All hoped to win from the superior offensive spirit of their army. All except one. The
German general staff did not believe that they could conquer decisively if they had to
fight at full strength on two fronts, against both France and Russia at once. Therefore
they had long planned, ever since 1892, to put practically all their armed weight in the
west and to knock out France before the slow machine of Russian mobilization could lumber
into action. It was often said in 1914, and has been often repeated since:
"mobilization means war". This was not true. All the Powers except one could
mobilize and yet go on with diplomacy, keeping the armies within their frontiers.
Mobilization was a threat of high order, but still a threat. The Germans, however, had run
mobilization and war into one. In this since, Schlieffen, Chief of German General Staff
from 1892 to 1906, though dead, was the real maker of the First World War. 'Mobilization
means war' was his idea. In 1914 his dead hand automatically pulled the trigger.

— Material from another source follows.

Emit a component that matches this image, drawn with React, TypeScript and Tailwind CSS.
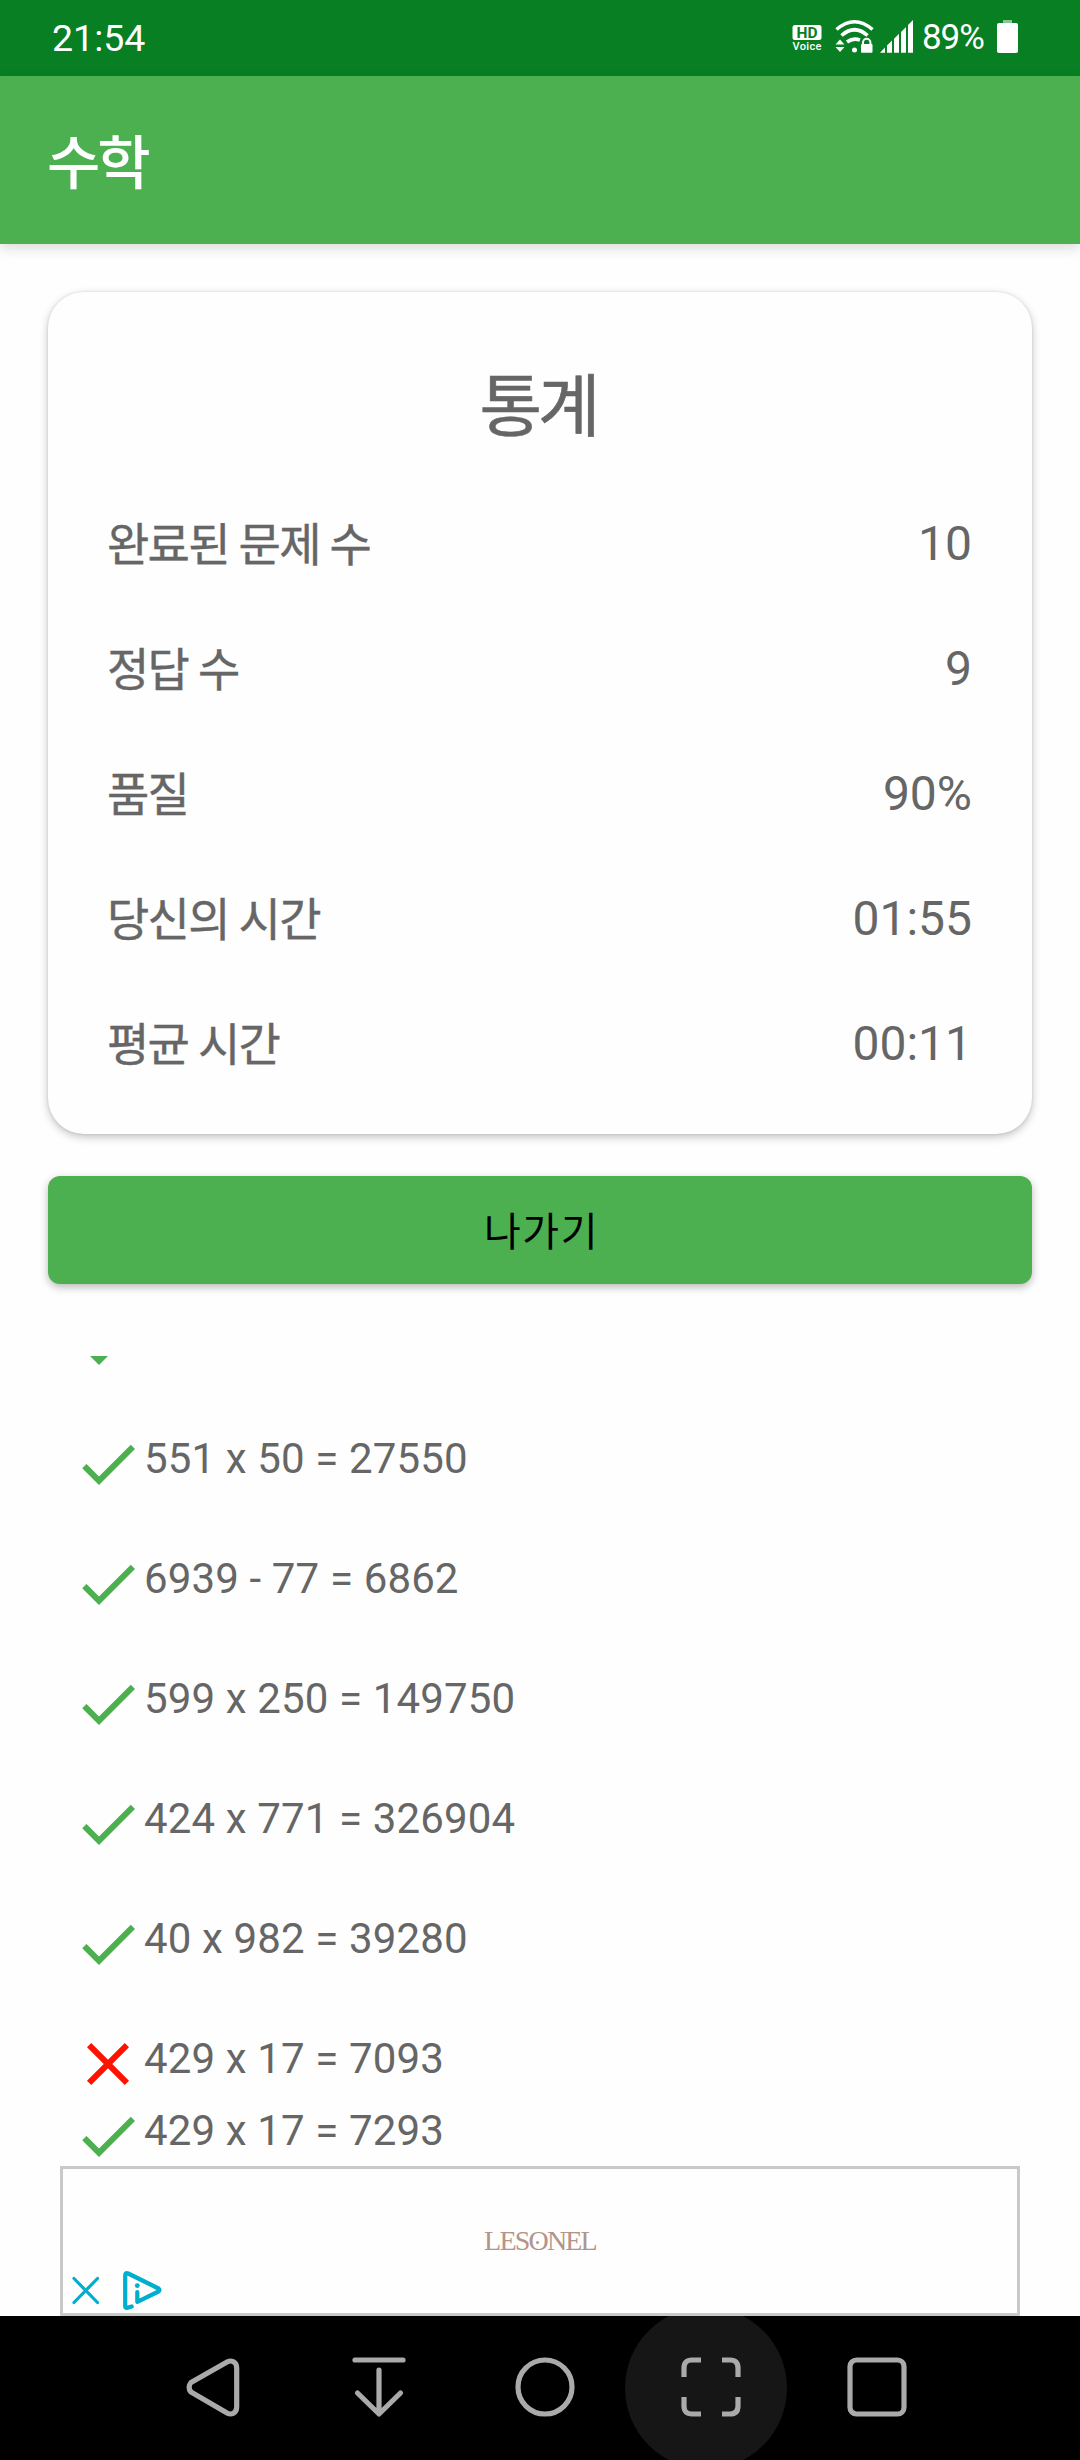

For the Russian decision to mobilize threw out
the German timetable. If the Germans did nothing, they would lose the advantage of
superior speed. They would have to face war on two fronts, not on once; and this, they
imagined, they could not win. Either they had to stop Russia's mobilization at once by
threat of war, or they had to start the war, also at once. On 31 July Bethmann asked
Moltke: 'Is the Fatherland in danger?' Moltke answered: 'Yes'. This was the moment of
decision. Germany sent an ultimatum, demanding Russian demobilization within twelve hours.
The Russians refused. On 1 August Germany declared war on Russia; two days later, with
hardly an attempt at excuse, on France. The First World War had begun - imposed on the
statesmen of Europe by railway timetables. It was an unexpected climax to the railway age.